10/6/02 VITE SPEZZATE Riflessione di Giorgia Greco
Alcune settimane fa i giornali italiani hanno riportato la notizia della tragica morte di due giovani che, lanciatisi da un ponte con una corda elastica, sono morti sfracellati perché il cavo che li sosteneva non era stato inserito in maniera corretta.
La notizia ha destato grande scalpore ma il jumping, uno sport molto praticato, consente a giovani annoiati, che al cinema, in pizzeria o in discoteca non si divertono più, di provare quell’emozione forte, quel brivido, quella scarica di adrenalina che corre lungo la schiena quando si rischia di morire. E così muoiono i giovani italiani.
Ma in Israele no.
In Israele i giovani muoiono mangiando un trancio di pizza, muoiono leccando un gelato, muoiono mentre aspettano un autobus, muoiono in fila davanti ad una discoteca, muoiono se si fermano a chiacchierare in gruppo all’incrocio di una strada.
I giovani israeliani non hanno bisogno di “emozioni forti” per divertirsi perché è già un successo se riescono a tornare a casa dalla discoteca sani e salvi; non hanno bisogno di buttarsi da un ponte per provare un “brivido” perché la semplice vista di un giovane con un grosso zaino che magari può contenere una bomba li fa rabbrividire.
La ferocia dei kamikaze non risparmia nessuno ma quando colpisce i giovani la rabbia e il dolore sono fortissimi: per i sogni stroncati, per gli studi interrotti, per i paesi che avevano sognato di visitare dopo il servizio militare e che non vedranno mai più, per il servizio militare che non completeranno, per la laurea che non potranno prendere.
Ognuno di loro ha una storia, una famiglia straziata che dovrà abituarsi a vivere senza il proprio figlio, amici che li piangeranno , ma quello che sconcerta maggiormente è che la stampa italiana, tranne rarissime eccezioni, si limita cinicamente a dare l’annuncio dell’ennesimo attentato con il numero dei morti e punto. Nessun’altra informazione è ritenuta indispensabile.

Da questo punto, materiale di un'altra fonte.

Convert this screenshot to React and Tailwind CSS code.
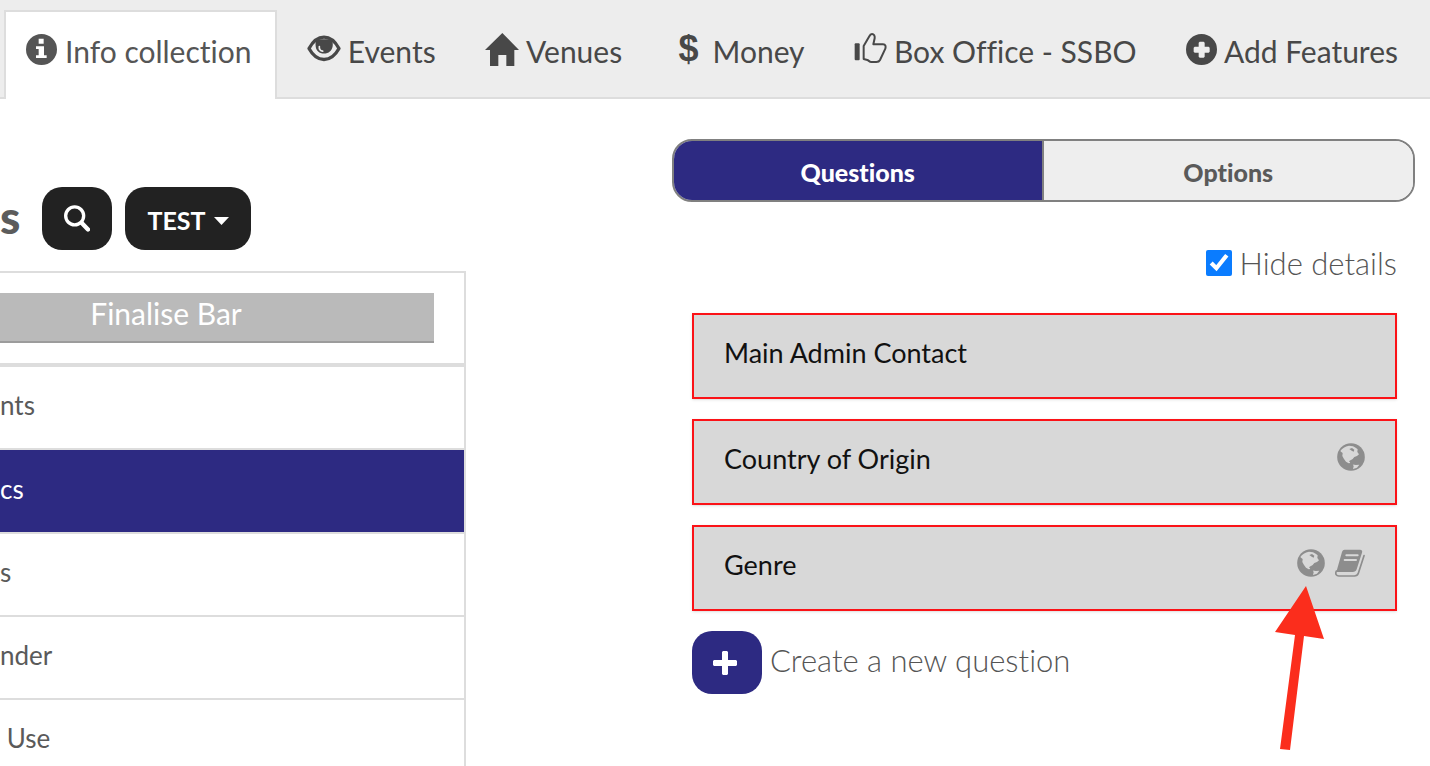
import React from 'react';

const InfoIcon = () => (
  <svg className="w-[31px] h-[31px]" viewBox="0 0 93 93" fill="currentColor" aria-hidden="true">
    <path fillRule="evenodd" d="M46.500 0a46.500 46.500 0 100 93a46.500 46.500 0 100-93zM38 14h15v15H38zM30 37h24v27h8v8H30v-8h8V45h-8z" />
  </svg>
);

const EyeIcon = () => (
  <svg className="w-[34px] h-[27px] mb-0.5" viewBox="0 0 102 80" aria-hidden="true">
    <path d="M6 40C18 18 34 6 51 6s33 12 45 34C84 62 68 73 51 73S18 62 6 40z" fill="none" stroke="currentColor" strokeWidth="10" strokeLinejoin="round" />
    <path d="M28 12h46c3 6 4 14 3 21-2 13-12 22-26 22S27 46 26 33c-1-8 0-15 2-21z" fill="currentColor" />
    <path d="M37 34c-1 8 3 14 10 14" fill="none" stroke="#ededed" strokeWidth="5" strokeLinecap="round" />
  </svg>
);

const HomeIcon = () => (
  <svg className="w-[34px] h-[33px]" viewBox="0 0 102 99" fill="currentColor" aria-hidden="true">
    <path d="M52 0l50 51H88v48H64V66H40v33H15V51H0z" />
  </svg>
);

const DollarIcon = () => (
  <span className="w-[34px] pb-0.5 text-4xl leading-none text-center font-bold font-['Liberation_Sans',sans-serif]" aria-hidden="true">$</span>
);

const ThumbIcon = () => (
  <svg className="w-[33px] h-[30px] mb-1" viewBox="0 0 99 90" aria-hidden="true">
    <rect x="2" y="31" width="15" height="51" rx="3" fill="currentColor" />
    <path d="M29 39L46 10c2-5 5-7 8-7 6 0 9 6 8 13l-4 18h29c8 0 9 6 7 13L78 81c-2 4-6 6-11 6H52c-6 0-8-5-12-6l-11-3z" fill="none" stroke="currentColor" strokeWidth="6" strokeLinejoin="round" />
  </svg>
);

const PlusCircleIcon = () => (
  <svg className="w-[31px] h-[31px]" viewBox="0 0 93 93" fill="currentColor" aria-hidden="true">
    <path fillRule="evenodd" d="M46.500 0a46.500 46.500 0 100 93a46.500 46.500 0 100-93zM41 23h12l3 3v12h12l3 3v12l-3 3H56v12l-3 3H41l-3-3V56H26l-3-3V41l3-3h12V26z" />
  </svg>
);

const SearchIcon = () => (
  <svg className="w-[26px] h-[27px]" viewBox="0 0 78 80" fill="none" stroke="currentColor" aria-hidden="true">
    <circle cx="32" cy="32" r="27" strokeWidth="10" />
    <path d="M54 54l18 19" strokeWidth="13" strokeLinecap="round" />
  </svg>
);

const GlobeIcon = () => (
  <svg className="w-[28px] h-[28px]" viewBox="0 0 84 84" aria-hidden="true">
    <circle cx="42" cy="42" r="41.500" fill="#8d8d8d" />
    <g fill="#d8d8d8">
      <path d="M10 24C15 16 24 10 36 8l12 2 8 4 6 5-1 8 5 7-6 5-8 3-5 6-5 3-4 4 2 5-5 1-8-5-6-8-5-9 1-9-5-4z" />
      <path d="M47 63l9 3 11-1-7 9-12 4 2-8z" />
    </g>
    <path d="M37 18l8-3 7 5-2 6-6-3z" fill="#8d8d8d" />
    <path d="M36 54l7-2 4 5 8 1v6l-10 1z" fill="#8d8d8d" />
  </svg>
);

const BookIcon = () => (
  <svg className="w-[30px] h-[28px]" viewBox="0 0 90 84" fill="none" aria-hidden="true">
    <path d="M29 2h46c6 0 8 4 6 9L65 61c-2 6-6 8-12 8H4L21 9c2-5 4-7 8-7z" fill="#8d8d8d" />
    <path d="M4 66c-4 9 0 15 8 15h46c6 0 10-2 12-8l17-53" stroke="#8d8d8d" strokeWidth="5" strokeLinecap="round" />
    <path d="M34 19h34M29 33h34" stroke="#d8d8d8" strokeWidth="6" strokeLinecap="round" />
  </svg>
);

const PlusIcon = () => (
  <svg className="w-6 h-6" viewBox="0 0 24 24" fill="currentColor" aria-hidden="true">
    <path d="M9 1l1-1h4l1 1v8h8l1 1v4l-1 1h-8v8l-1 1h-4l-1-1v-8H1l-1-1v-4l1-1h8z" />
  </svg>
);

const tabs = [
  { label: 'Info collection', icon: <InfoIcon />, active: true },
  { label: 'Events', icon: <EyeIcon /> },
  { label: 'Venues', icon: <HomeIcon /> },
  { label: 'Money', icon: <DollarIcon /> },
  { label: 'Box Office - SSBO', icon: <ThumbIcon /> },
  { label: 'Add Features', icon: <PlusCircleIcon /> },
];

const Tab = ({ label, icon, active }) => (
  <a
    href="#"
    className={
      active
        ? 'flex items-center gap-2 h-[89px] pb-3 pl-5 pr-6 border-2 border-b-0 border-[#ddd] bg-white text-[#555] whitespace-nowrap'
        : 'flex items-center gap-[7px] h-[87px] pb-3 px-5 text-[#484848] whitespace-nowrap'
    }
  >
    {icon}
    <span className="pt-1">{label}</span>
  </a>
);

const rows = [
  { label: 'nts' },
  { label: 'cs', active: true },
  { label: 's' },
  { label: 'nder' },
  { label: '\u00a0Use' },
];

const Sidebar = () => (
  <section>
    <div className="flex items-center pt-12 text-[#5c5c5c]">
      <h2 className="w-[42px] pb-1 text-[46px] leading-none font-black">s</h2>
      <button type="button" aria-label="Search" className="flex items-center justify-center w-[70px] h-[63px] rounded-[20px] bg-[#222] text-white">
        <SearchIcon />
      </button>
      <button type="button" className="flex items-center justify-center gap-2 w-[126px] h-[63px] ml-[13px] pt-1 rounded-[20px] bg-[#222] text-white text-[25px] font-bold">
        TEST
        <svg className="w-[15px] h-2" viewBox="0 0 15 8" fill="currentColor" aria-hidden="true">
          <path d="M0 0h15L7.500 8z" />
        </svg>
      </button>
    </div>
    <div className="mt-[21px] border-t-2 border-r-2 border-[#ddd]">
      <div className="pt-5 pb-5 pr-[30px] border-b-4 border-[#ddd]">
        <button type="button" className="block w-full h-[50px] pb-2 pr-[102px] bg-[#bababa] border-b-2 border-[#9c9c9c] text-white text-[30px] leading-none text-center">
          Finalise Bar
        </button>
      </div>
      <ul>
        {rows.map((row) => (
          <li key={row.label} className={row.active ? 'h-[84px] border-b-2 border-[#ddd]' : 'h-[83px] border-b-2 border-[#ddd]'}>
            <a
              href="#"
              className={
                row.active
                  ? 'flex items-center h-full pb-1 bg-[#2d2a82] text-white text-[26px]'
                  : 'flex items-center h-full pb-1 text-[#5a5a5a] text-[26px]'
              }
            >
              {row.label}
            </a>
          </li>
        ))}
      </ul>
    </div>
  </section>
);

const Question = ({ title, children }) => (
  <div className="relative flex justify-between h-[86px] px-[30px] border-2 border-[#fb1217] bg-[#d8d8d8] shadow-sm">
    <h3 className="pt-5 text-[27px] leading-9 text-[#111]">{title}</h3>
    <div className="flex gap-[10px] pt-[22px]">{children}</div>
  </div>
);

const Arrow = () => (
  <svg className="absolute right-[70px] top-[59px] w-[50px] h-[164px]" viewBox="0 0 50 164" fill="#fb2d1c" aria-hidden="true">
    <path d="M31 0l18 53-20-3L15 164l-10-1L20 49 0 46z" />
  </svg>
);

const Questions = () => (
  <section>
    <div className="grid grid-cols-2 h-[63px] rounded-[20px] border-2 border-[#808080] overflow-hidden text-[25px] font-black">
      <button type="button" className="pt-1 bg-[#2d2a82] text-white border-r-2 border-[#808080]">Questions</button>
      <button type="button" className="pt-1 bg-[#eee] text-[#5a5a5a]">Options</button>
    </div>
    <div className="pl-5 pr-[18px] text-[#555] text-[31px] font-light">
      <label className="flex items-center justify-end gap-2 h-[84px] mt-[19px] mb-2">
        <input type="checkbox" defaultChecked className="w-[26px] h-[26px] accent-[#0a7cff]" />
        Hide details
      </label>
      <div className="space-y-5 font-normal">
        <Question title="Main Admin Contact" />
        <Question title="Country of Origin">
          <GlobeIcon />
        </Question>
        <Question title="Genre">
          <GlobeIcon />
          <BookIcon />
          <Arrow />
        </Question>
      </div>
      <div className="flex items-center gap-2 mt-5">
        <button type="button" aria-label="Create a new question" className="flex items-center justify-center w-[70px] h-[63px] pr-1 rounded-[20px] bg-[#2d2a82] text-white">
          <PlusIcon />
        </button>
        <span className="pb-1">Create a new question</span>
      </div>
    </div>
  </section>
);

const App = () => {
  return (
    <div className="h-screen overflow-hidden bg-white font-['Lato',sans-serif] [font-variant-ligatures:none]">
      <nav className="flex items-end justify-between h-[99px] pl-1 pr-3 bg-[#ededed] text-[30px] shadow-[inset_0_-2px_0_#ddd]">
        {tabs.map((tab) => (
          <Tab key={tab.label} {...tab} />
        ))}
      </nav>
      <main className="grid grid-cols-[466fr_743fr] gap-x-[206px] pt-10 pr-[15px]">
        <Sidebar />
        <Questions />
      </main>
    </div>
  );
};

export default App;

Così la tragica morte di un giovane di 18 anni presso il villaggio di Sinjil è passata inosservata: l’Unità del 7 giugno ad esempio gli ha dedicato due righe e mezzo!!
“Un giovane colono ebreo di 20 anni è stato ucciso in un agguato palestinese presso la colonia di Shilo, nella zona di Ramallah” – FINE
Chi era questo giovane di cui non si conosce nemmeno il nome? Era uno fra i tanti ragazzi israeliani morti nell’ultima settimana in ossequio ad una strategia di terrore che non risparmia nessuno.
Erez Rund aveva 18 anni e viveva ad Ofra, studente alla Yeshiva Har Meron è stato ucciso da un colpo al torace sparato da un terrorista palestinese giovedì pomeriggio mentre transitava sulla strada fra Shilo e Ofra.
Erez si era recato ad Eli dove avrebbe voluto studiare l’anno prossimo; stava tornando a casa grazie ad un passaggio offertogli da un residente di Eli quando Il terrorista ha cominciato a sparare contro il veicolo colpendo mortalmente il giovane e mancando per miracolo gli altri occupanti.
Dopo l’agguato il cecchino che era riuscito a nascondersi dietro le colline circostanti, si è dileguato raggiungendo un’area sotto controllo palestinese.
L’ambulanza sopraggiunta da Ofra in pochi minuti aveva prestato le prime cure al ragazzo, ma constatata la criticità delle sue condizioni, si era diretta velocemente all’ospedale Hadassh.
Erez, trasportato immediatamente al reparto chirurgico, morirà in sala operatoria.
Chi era Erez?
Dopo l’annuncio della sua morte un gruppo di amici si è ritrovato a casa di una famiglia per parlare del loro amico scomparso.
“Amava la vita – dice Roi Ganoniyan, cresciuto insieme a Rund – ed era l’amico più intimo che avessi. Erez studiava alla Yeshiva Tichonit a Monte Miron ma aveva intenzione di frequentare la Yeshiva a Eli prima del servizio militare e poi servire in un’unità combattente dell’esercito.
“Era importante per Erez che tutti i giovani, religiosi e laici, fossero uniti – dice Ganoniya
“Amava molto Israele e si divertiva a fare escursioni. Era sempre sorridente e sapeva come far sorridere chi stava attorno a lui”.
Erez non era diverso dai suoi compagni, amava divertirsi con gli amici, studiare, fare progetti e pensare al futuro.
Un futuro che l’odio cieco e bestiale di un terrorista gli ha negato per sempre.